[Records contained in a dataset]
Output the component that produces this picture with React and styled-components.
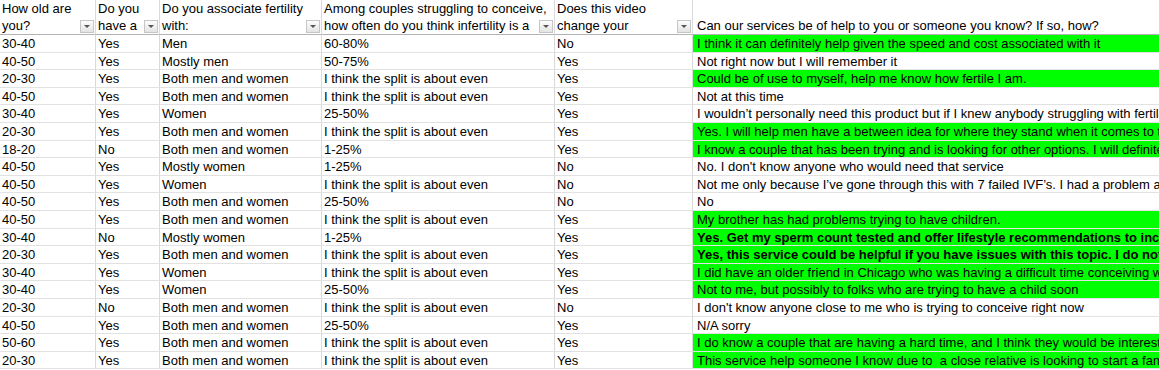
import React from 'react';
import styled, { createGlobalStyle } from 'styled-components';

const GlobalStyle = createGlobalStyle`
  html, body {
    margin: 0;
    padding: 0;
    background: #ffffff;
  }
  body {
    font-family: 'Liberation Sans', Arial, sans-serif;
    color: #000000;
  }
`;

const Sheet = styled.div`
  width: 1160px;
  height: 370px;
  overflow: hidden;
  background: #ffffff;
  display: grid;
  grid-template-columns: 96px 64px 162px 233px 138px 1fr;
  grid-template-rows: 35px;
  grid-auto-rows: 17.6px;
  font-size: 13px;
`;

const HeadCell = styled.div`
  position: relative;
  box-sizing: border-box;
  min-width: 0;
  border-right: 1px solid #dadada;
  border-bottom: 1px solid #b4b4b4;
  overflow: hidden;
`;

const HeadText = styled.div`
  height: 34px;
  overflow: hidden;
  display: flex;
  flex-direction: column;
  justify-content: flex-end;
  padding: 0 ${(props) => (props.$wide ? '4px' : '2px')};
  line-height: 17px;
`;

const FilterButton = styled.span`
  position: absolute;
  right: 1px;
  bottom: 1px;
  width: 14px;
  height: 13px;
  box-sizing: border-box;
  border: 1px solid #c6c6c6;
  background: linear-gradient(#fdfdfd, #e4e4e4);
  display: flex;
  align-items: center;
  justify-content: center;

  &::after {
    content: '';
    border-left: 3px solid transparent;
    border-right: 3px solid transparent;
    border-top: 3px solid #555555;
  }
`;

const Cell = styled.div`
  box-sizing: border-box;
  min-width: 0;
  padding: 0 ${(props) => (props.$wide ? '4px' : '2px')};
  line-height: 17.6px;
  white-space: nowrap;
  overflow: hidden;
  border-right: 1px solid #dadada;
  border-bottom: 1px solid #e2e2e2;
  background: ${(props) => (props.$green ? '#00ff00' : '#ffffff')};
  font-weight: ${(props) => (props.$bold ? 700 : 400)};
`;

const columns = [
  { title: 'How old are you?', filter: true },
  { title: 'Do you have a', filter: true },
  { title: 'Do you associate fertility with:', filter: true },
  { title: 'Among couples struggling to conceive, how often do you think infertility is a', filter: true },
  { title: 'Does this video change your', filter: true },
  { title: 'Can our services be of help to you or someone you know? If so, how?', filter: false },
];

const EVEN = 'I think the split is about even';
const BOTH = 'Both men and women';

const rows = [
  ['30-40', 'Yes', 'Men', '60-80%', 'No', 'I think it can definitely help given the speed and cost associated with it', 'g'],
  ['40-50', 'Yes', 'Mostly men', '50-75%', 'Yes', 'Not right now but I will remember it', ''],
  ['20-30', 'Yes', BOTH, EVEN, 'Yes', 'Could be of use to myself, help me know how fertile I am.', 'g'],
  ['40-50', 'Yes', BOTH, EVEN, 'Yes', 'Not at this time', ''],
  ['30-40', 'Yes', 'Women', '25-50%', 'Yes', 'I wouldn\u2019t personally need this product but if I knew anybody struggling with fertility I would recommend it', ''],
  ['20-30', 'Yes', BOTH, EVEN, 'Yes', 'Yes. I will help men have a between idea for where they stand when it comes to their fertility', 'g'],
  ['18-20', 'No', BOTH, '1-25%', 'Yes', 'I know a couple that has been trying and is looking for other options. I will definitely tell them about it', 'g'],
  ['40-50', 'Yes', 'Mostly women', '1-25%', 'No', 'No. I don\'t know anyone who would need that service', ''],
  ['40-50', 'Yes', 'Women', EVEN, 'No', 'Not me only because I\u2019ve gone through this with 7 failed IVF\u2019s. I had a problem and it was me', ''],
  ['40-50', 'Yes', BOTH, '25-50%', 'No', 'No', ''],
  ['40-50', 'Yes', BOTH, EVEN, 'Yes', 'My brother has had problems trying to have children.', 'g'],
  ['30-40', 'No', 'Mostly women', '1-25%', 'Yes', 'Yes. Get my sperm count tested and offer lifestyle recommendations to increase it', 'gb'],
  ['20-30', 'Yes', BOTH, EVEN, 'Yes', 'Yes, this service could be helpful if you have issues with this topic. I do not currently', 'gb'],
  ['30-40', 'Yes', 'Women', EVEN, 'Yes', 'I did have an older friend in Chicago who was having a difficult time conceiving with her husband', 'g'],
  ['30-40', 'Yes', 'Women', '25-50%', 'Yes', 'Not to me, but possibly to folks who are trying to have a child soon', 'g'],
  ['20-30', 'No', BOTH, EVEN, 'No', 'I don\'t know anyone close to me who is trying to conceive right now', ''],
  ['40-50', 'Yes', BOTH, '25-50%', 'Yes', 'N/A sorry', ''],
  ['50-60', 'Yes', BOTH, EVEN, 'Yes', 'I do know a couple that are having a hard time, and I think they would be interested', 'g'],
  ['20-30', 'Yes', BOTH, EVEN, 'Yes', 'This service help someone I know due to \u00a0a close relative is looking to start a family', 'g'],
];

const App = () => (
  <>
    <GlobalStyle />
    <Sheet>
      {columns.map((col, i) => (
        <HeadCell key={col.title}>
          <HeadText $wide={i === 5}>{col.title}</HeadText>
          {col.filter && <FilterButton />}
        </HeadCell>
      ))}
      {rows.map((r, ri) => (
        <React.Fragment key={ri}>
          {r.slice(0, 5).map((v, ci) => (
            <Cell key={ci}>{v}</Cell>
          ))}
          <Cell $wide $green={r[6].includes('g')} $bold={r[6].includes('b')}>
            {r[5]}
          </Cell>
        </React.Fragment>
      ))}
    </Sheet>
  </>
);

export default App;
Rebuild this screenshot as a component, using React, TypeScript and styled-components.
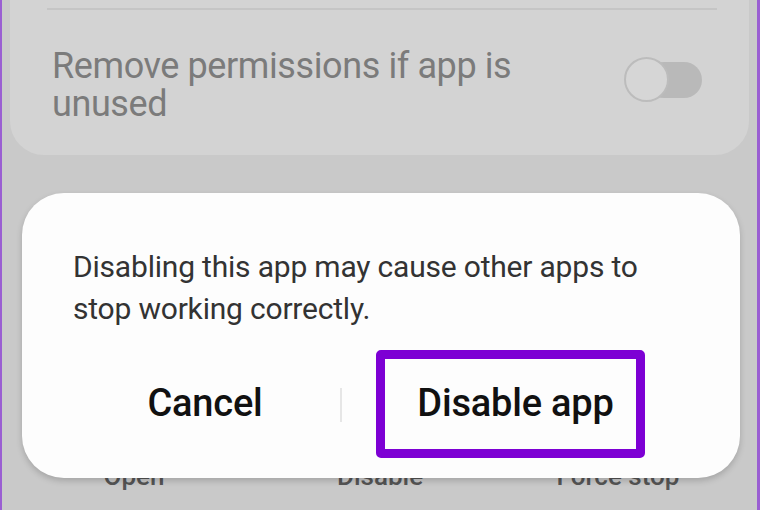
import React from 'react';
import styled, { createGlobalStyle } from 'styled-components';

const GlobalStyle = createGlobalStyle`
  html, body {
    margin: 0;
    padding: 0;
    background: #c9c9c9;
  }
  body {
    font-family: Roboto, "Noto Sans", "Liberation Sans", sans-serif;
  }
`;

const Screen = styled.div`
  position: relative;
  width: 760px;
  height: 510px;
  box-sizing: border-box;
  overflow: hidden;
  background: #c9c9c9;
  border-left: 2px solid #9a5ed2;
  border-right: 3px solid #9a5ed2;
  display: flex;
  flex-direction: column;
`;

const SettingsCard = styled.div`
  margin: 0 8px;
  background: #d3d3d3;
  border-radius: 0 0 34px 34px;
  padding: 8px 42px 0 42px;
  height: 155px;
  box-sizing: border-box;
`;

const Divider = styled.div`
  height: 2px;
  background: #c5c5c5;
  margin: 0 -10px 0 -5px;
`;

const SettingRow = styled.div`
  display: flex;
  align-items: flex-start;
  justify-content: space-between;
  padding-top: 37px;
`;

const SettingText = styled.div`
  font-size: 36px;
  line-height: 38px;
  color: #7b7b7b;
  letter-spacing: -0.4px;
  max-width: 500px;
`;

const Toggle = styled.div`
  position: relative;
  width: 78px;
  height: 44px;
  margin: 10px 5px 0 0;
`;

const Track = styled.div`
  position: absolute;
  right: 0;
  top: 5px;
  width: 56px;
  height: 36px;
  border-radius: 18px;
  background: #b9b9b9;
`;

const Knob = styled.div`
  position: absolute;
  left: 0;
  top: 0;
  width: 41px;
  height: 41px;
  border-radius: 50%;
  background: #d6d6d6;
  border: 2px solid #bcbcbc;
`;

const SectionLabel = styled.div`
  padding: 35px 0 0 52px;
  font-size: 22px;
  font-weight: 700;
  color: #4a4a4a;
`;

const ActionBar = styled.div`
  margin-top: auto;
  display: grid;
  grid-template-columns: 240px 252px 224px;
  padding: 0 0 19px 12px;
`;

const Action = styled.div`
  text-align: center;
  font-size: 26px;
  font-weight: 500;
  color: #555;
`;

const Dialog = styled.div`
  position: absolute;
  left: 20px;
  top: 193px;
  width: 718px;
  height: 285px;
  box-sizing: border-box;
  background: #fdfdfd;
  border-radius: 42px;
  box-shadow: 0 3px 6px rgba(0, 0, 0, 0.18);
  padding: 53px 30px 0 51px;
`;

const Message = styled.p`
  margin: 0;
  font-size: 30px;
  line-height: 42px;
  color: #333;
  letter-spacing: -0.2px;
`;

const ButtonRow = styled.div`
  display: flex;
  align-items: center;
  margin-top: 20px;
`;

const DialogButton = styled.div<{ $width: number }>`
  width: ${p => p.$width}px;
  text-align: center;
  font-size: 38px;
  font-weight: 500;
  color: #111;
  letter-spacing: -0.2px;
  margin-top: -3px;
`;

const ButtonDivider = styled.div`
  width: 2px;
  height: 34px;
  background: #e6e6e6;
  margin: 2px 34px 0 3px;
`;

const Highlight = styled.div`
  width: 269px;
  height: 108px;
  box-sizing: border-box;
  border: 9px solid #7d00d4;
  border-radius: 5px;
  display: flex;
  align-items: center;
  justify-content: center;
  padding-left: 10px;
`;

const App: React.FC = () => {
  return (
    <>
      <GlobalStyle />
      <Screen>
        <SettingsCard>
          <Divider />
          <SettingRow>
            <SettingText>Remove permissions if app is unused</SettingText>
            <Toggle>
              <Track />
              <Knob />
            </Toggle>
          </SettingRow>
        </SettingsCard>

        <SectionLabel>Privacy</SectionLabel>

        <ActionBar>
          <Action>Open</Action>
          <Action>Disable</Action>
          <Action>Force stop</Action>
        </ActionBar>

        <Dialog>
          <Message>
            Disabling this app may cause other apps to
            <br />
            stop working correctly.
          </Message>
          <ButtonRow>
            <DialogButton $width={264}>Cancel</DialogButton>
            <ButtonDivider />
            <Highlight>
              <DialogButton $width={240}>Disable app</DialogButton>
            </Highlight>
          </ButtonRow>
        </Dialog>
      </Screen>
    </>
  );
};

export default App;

GIVEN TASK: Return every line from the records above that holds the word "with".

RESPONSE TO THIS EXERCISE:
Output the component that produces this picture with React and styled-components.
  { title: 'Do you associate fertility with:', filter: true },
  ['30-40', 'Yes', 'Men', '60-80%', 'No', 'I think it can definitely help given the speed and cost associated with it', 'g'],
  ['30-40', 'Yes', 'Women', '25-50%', 'Yes', 'I wouldn\u2019t personally need this product but if I knew anybody struggling with fertility I would recommend it', ''],
  ['40-50', 'Yes', 'Women', EVEN, 'No', 'Not me only because I\u2019ve gone through this with 7 failed IVF\u2019s. I had a problem and it was me', ''],
  ['20-30', 'Yes', BOTH, EVEN, 'Yes', 'Yes, this service could be helpful if you have issues with this topic. I do not currently', 'gb'],
  ['30-40', 'Yes', 'Women', EVEN, 'Yes', 'I did have an older friend in Chicago who was having a difficult time conceiving with her husband', 'g'],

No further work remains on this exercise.